AIM: Reproduce the full listing below unchanged, apart from the pictures.

AVAILABLE DATA:
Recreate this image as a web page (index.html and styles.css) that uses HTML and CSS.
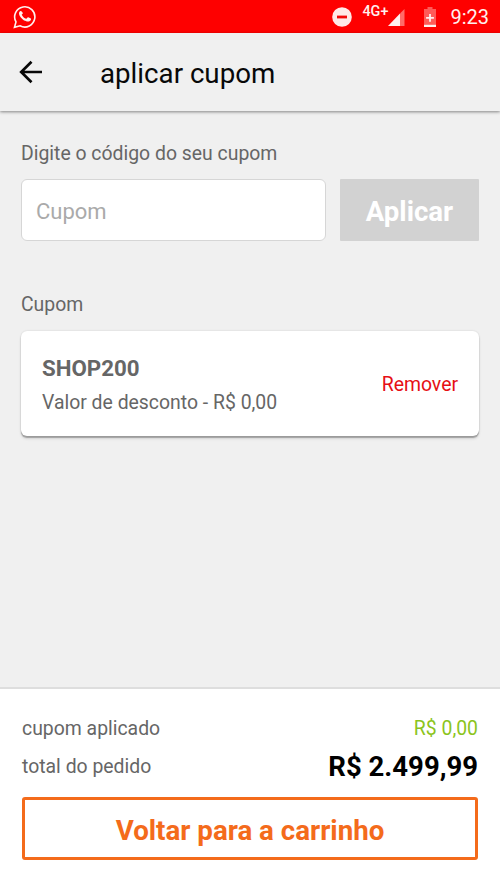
FILE: index.html
```html
<!DOCTYPE html>
<html lang="pt-BR">
<head>
<meta charset="utf-8">
<title>aplicar cupom</title>
<link rel="stylesheet" href="styles.css">
</head>
<body>
<div class="status">
  <svg class="chat" width="24" height="24" viewBox="0 0 24 24"><path fill="none" stroke="#fff0ee" stroke-width="1.6" d="M1.5 22.3l1.5-5.4A10.1 10.1 0 1 1 7 20.8z"/><path fill="#fff0ee" d="M8.7 6.7c-.3-.6-.7-.6-1-.6-.9 0-1.7 1-1.7 2.3 0 1.400 1 2.800 1.200 3 .2.300 2 3.200 5 4.400 2.500 1 3 .8 3.600.7.600 0 1.800-.7 2-1.400.3-.7.300-1.300.2-1.400-.1-.2-.3-.300-.6-.4l-2.100-1c-.3-.1-.5-.2-.7.100l-1 1.200c-.2.200-.4.300-.7.100-.3-.1-1.300-.5-2.400-1.500-.9-.8-1.500-1.800-1.700-2.100-.2-.3 0-.5.100-.6l.9-1.100v-.6z"/></svg>
  <div class="status-right">
    <svg class="dnd" width="20" height="20" viewBox="0 0 20 20"><circle cx="10" cy="10" r="9.800" fill="#ffe9e7"/><rect x="5" y="8.600" width="10" height="2.800" fill="#f20808"/></svg>
    <span class="net">4G+</span>
    <svg class="signal" width="17" height="17" viewBox="0 0 17 17"><path fill="#ff6b68" d="M12 4.500L16.500 0v17H12z"/><path fill="#fff0ee" d="M0 17L12 4.500V17z"/></svg>
    <svg class="battery" width="12" height="20" viewBox="0 0 12 20"><path fill="#ff5b58" d="M3.500 0h5v2H12v15H0V2h3.500z"/><path fill="#fff0ee" d="M5.100 7h1.800v3h3v1.800h-3v3H5.100v-3h-3V10h3zM0 17.500h12V20H0z"/></svg>
    <span class="time">9:23</span>
  </div>
</div>
<header class="bar">
  <svg class="back" width="24" height="24" viewBox="0 0 24 24"><path fill="none" stroke="#080808" stroke-width="2.700" d="M12.500 1.800L2.200 12l10.300 10.200M2.600 12H23"/></svg>
  <h1 class="title">aplicar cupom</h1>
</header>
<main class="content">
  <label class="label" for="code">Digite o código do seu cupom</label>
  <div class="form">
    <input class="input" id="code" type="text" placeholder="Cupom">
    <button class="apply">Aplicar</button>
  </div>
  <div class="label section">Cupom</div>
  <div class="card">
    <div>
      <div class="code">SHOP200</div>
      <div class="value">Valor de desconto - R$ 0,00</div>
    </div>
    <span class="remove">Remover</span>
  </div>
</main>
<footer class="footer">
  <div class="row"><span class="key">cupom aplicado</span><span class="discount">R$ 0,00</span></div>
  <div class="row total-row"><span class="key">total do pedido</span><span class="total">R$ 2.499,99</span></div>
  <button class="return">Voltar para a carrinho</button>
</footer>
</body>
</html>
```
FILE: styles.css
```css
* { box-sizing: border-box; }
body {
  margin: 0;
  height: 889px;
  display: flex;
  flex-direction: column;
  background: #f0f0f0;
  color: #666;
  font-family: Roboto, sans-serif;
  font-size: 19.4px;
  overflow: hidden;
}
svg { display: block; flex: none; }
span, .label, .code, .value { white-space: nowrap; }
.status {
  height: 33px;
  background: #fe0000;
  color: #fff0ee;
  display: flex;
  justify-content: space-between;
  padding: 0 11px 0 13px;
}
.chat { margin-top: 5px; }
.status-right { display: flex; }
.dnd { margin-top: 7px; }
.net { font-size: 14.4px; font-weight: 500; line-height: 16px; margin: 4px 0 0 10px; width: 27px; }
.signal { margin: 9px 0 0 -1px; }
.battery { margin: 7px 0 0 19px; }
.time { font-size: 20px; line-height: 35px; margin-left: 14px; }
.bar {
  height: 78px;
  display: flex;
  align-items: center;
  padding-left: 19px;
  background: #f0f0f0;
  box-shadow: 0 1px 3px rgba(0, 0, 0, .45);
}
.back { margin-bottom: 1px; }
.title { margin: 3px 0 0 57px; font-size: 27.7px; font-weight: 400; color: #080808; }
.content { flex: 1; padding: 31px 21px 0; }
.label { display: block; line-height: 24px; }
.form { display: flex; gap: 14px; margin-top: 13px; }
.input {
  width: 305px;
  height: 62px;
  border: 1px solid #d6d6d6;
  border-radius: 6px;
  background: #fff;
  padding: 2px 14px 0;
  font: 22px Roboto, sans-serif;
}
.input::placeholder { color: #aaa; opacity: 1; }
.apply {
  flex: 1;
  height: 62px;
  border: 0;
  border-radius: 1px;
  background: #d2d2d2;
  color: #fff;
  padding: 3px 0 0;
  font: 700 27.6px Roboto, sans-serif;
}
.section { margin-top: 52px; }
.card {
  height: 105px;
  margin-top: 14px;
  padding: 2px 21px 0;
  display: flex;
  align-items: center;
  justify-content: space-between;
  background: #fff;
  border-radius: 6px;
  box-shadow: 0 0 2px rgba(0, 0, 0, .15), 0 2px 1px rgba(0, 0, 0, .25), 0 3px 3px rgba(0, 0, 0, .1);
}
.code { font-size: 22.3px; font-weight: 700; line-height: 36px; }
.value { line-height: 34px; }
.remove { color: #e60f14; }
.footer {
  height: 202px;
  border-top: 2px solid #dedede;
  background: #fff;
  padding: 23px 22px 0;
}
.row { display: flex; justify-content: space-between; line-height: 34px; }
.total-row { line-height: 42px; }
.discount { color: #8bc41c; }
.total { color: #000; font-size: 27.5px; font-weight: 700; }
.return {
  display: block;
  width: 456px;
  height: 63px;
  margin-top: 9px;
  border: 3px solid #f46b1b;
  border-radius: 3px;
  background: #fff;
  color: #f46b1b;
  padding: 3px 0 0;
  font: 700 27.7px Roboto, sans-serif;
}
```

EXERCISE ANSWER:
Recreate this image as a web page (index.html and styles.css) that uses HTML and CSS.
FILE: index.html
```html
<!DOCTYPE html>
<html lang="pt-BR">
<head>
<meta charset="utf-8">
<title>aplicar cupom</title>
<link rel="stylesheet" href="styles.css">
</head>
<body>
<div class="status">
  <svg class="chat" width="24" height="24" viewBox="0 0 24 24"><path fill="none" stroke="#fff0ee" stroke-width="1.6" d="M1.5 22.3l1.5-5.4A10.1 10.1 0 1 1 7 20.8z"/><path fill="#fff0ee" d="M8.7 6.7c-.3-.6-.7-.6-1-.6-.9 0-1.7 1-1.7 2.3 0 1.400 1 2.800 1.200 3 .2.300 2 3.200 5 4.400 2.500 1 3 .8 3.600.7.600 0 1.800-.7 2-1.400.3-.7.300-1.300.2-1.400-.1-.2-.3-.300-.6-.4l-2.100-1c-.3-.1-.5-.2-.7.100l-1 1.200c-.2.200-.4.300-.7.100-.3-.1-1.300-.5-2.400-1.500-.9-.8-1.500-1.800-1.700-2.100-.2-.3 0-.5.100-.6l.9-1.100v-.6z"/></svg>
  <div class="status-right">
    <svg class="dnd" width="20" height="20" viewBox="0 0 20 20"><circle cx="10" cy="10" r="9.800" fill="#ffe9e7"/><rect x="5" y="8.600" width="10" height="2.800" fill="#f20808"/></svg>
    <span class="net">4G+</span>
    <svg class="signal" width="17" height="17" viewBox="0 0 17 17"><path fill="#ff6b68" d="M12 4.500L16.500 0v17H12z"/><path fill="#fff0ee" d="M0 17L12 4.500V17z"/></svg>
    <svg class="battery" width="12" height="20" viewBox="0 0 12 20"><path fill="#ff5b58" d="M3.500 0h5v2H12v15H0V2h3.500z"/><path fill="#fff0ee" d="M5.100 7h1.800v3h3v1.800h-3v3H5.100v-3h-3V10h3zM0 17.500h12V20H0z"/></svg>
    <span class="time">9:23</span>
  </div>
</div>
<header class="bar">
  <svg class="back" width="24" height="24" viewBox="0 0 24 24"><path fill="none" stroke="#080808" stroke-width="2.700" d="M12.500 1.800L2.200 12l10.300 10.200M2.600 12H23"/></svg>
  <h1 class="title">aplicar cupom</h1>
</header>
<main class="content">
  <label class="label" for="code">Digite o código do seu cupom</label>
  <div class="form">
    <input class="input" id="code" type="text" placeholder="Cupom">
    <button class="apply">Aplicar</button>
  </div>
  <div class="label section">Cupom</div>
  <div class="card">
    <div>
      <div class="code">SHOP200</div>
      <div class="value">Valor de desconto - R$ 0,00</div>
    </div>
    <span class="remove">Remover</span>
  </div>
</main>
<footer class="footer">
  <div class="row"><span class="key">cupom aplicado</span><span class="discount">R$ 0,00</span></div>
  <div class="row total-row"><span class="key">total do pedido</span><span class="total">R$ 2.499,99</span></div>
  <button class="return">Voltar para a carrinho</button>
</footer>
</body>
</html>
```
FILE: styles.css
```css
* { box-sizing: border-box; }
body {
  margin: 0;
  height: 889px;
  display: flex;
  flex-direction: column;
  background: #f0f0f0;
  color: #666;
  font-family: Roboto, sans-serif;
  font-size: 19.4px;
  overflow: hidden;
}
svg { display: block; flex: none; }
span, .label, .code, .value { white-space: nowrap; }
.status {
  height: 33px;
  background: #fe0000;
  color: #fff0ee;
  display: flex;
  justify-content: space-between;
  padding: 0 11px 0 13px;
}
.chat { margin-top: 5px; }
.status-right { display: flex; }
.dnd { margin-top: 7px; }
.net { font-size: 14.4px; font-weight: 500; line-height: 16px; margin: 4px 0 0 10px; width: 27px; }
.signal { margin: 9px 0 0 -1px; }
.battery { margin: 7px 0 0 19px; }
.time { font-size: 20px; line-height: 35px; margin-left: 14px; }
.bar {
  height: 78px;
  display: flex;
  align-items: center;
  padding-left: 19px;
  background: #f0f0f0;
  box-shadow: 0 1px 3px rgba(0, 0, 0, .45);
}
.back { margin-bottom: 1px; }
.title { margin: 3px 0 0 57px; font-size: 27.7px; font-weight: 400; color: #080808; }
.content { flex: 1; padding: 31px 21px 0; }
.label { display: block; line-height: 24px; }
.form { display: flex; gap: 14px; margin-top: 13px; }
.input {
  width: 305px;
  height: 62px;
  border: 1px solid #d6d6d6;
  border-radius: 6px;
  background: #fff;
  padding: 2px 14px 0;
  font: 22px Roboto, sans-serif;
}
.input::placeholder { color: #aaa; opacity: 1; }
.apply {
  flex: 1;
  height: 62px;
  border: 0;
  border-radius: 1px;
  background: #d2d2d2;
  color: #fff;
  padding: 3px 0 0;
  font: 700 27.6px Roboto, sans-serif;
}
.section { margin-top: 52px; }
.card {
  height: 105px;
  margin-top: 14px;
  padding: 2px 21px 0;
  display: flex;
  align-items: center;
  justify-content: space-between;
  background: #fff;
  border-radius: 6px;
  box-shadow: 0 0 2px rgba(0, 0, 0, .15), 0 2px 1px rgba(0, 0, 0, .25), 0 3px 3px rgba(0, 0, 0, .1);
}
.code { font-size: 22.3px; font-weight: 700; line-height: 36px; }
.value { line-height: 34px; }
.remove { color: #e60f14; }
.footer {
  height: 202px;
  border-top: 2px solid #dedede;
  background: #fff;
  padding: 23px 22px 0;
}
.row { display: flex; justify-content: space-between; line-height: 34px; }
.total-row { line-height: 42px; }
.discount { color: #8bc41c; }
.total { color: #000; font-size: 27.5px; font-weight: 700; }
.return {
  display: block;
  width: 456px;
  height: 63px;
  margin-top: 9px;
  border: 3px solid #f46b1b;
  border-radius: 3px;
  background: #fff;
  color: #f46b1b;
  padding: 3px 0 0;
  font: 700 27.7px Roboto, sans-serif;
}
```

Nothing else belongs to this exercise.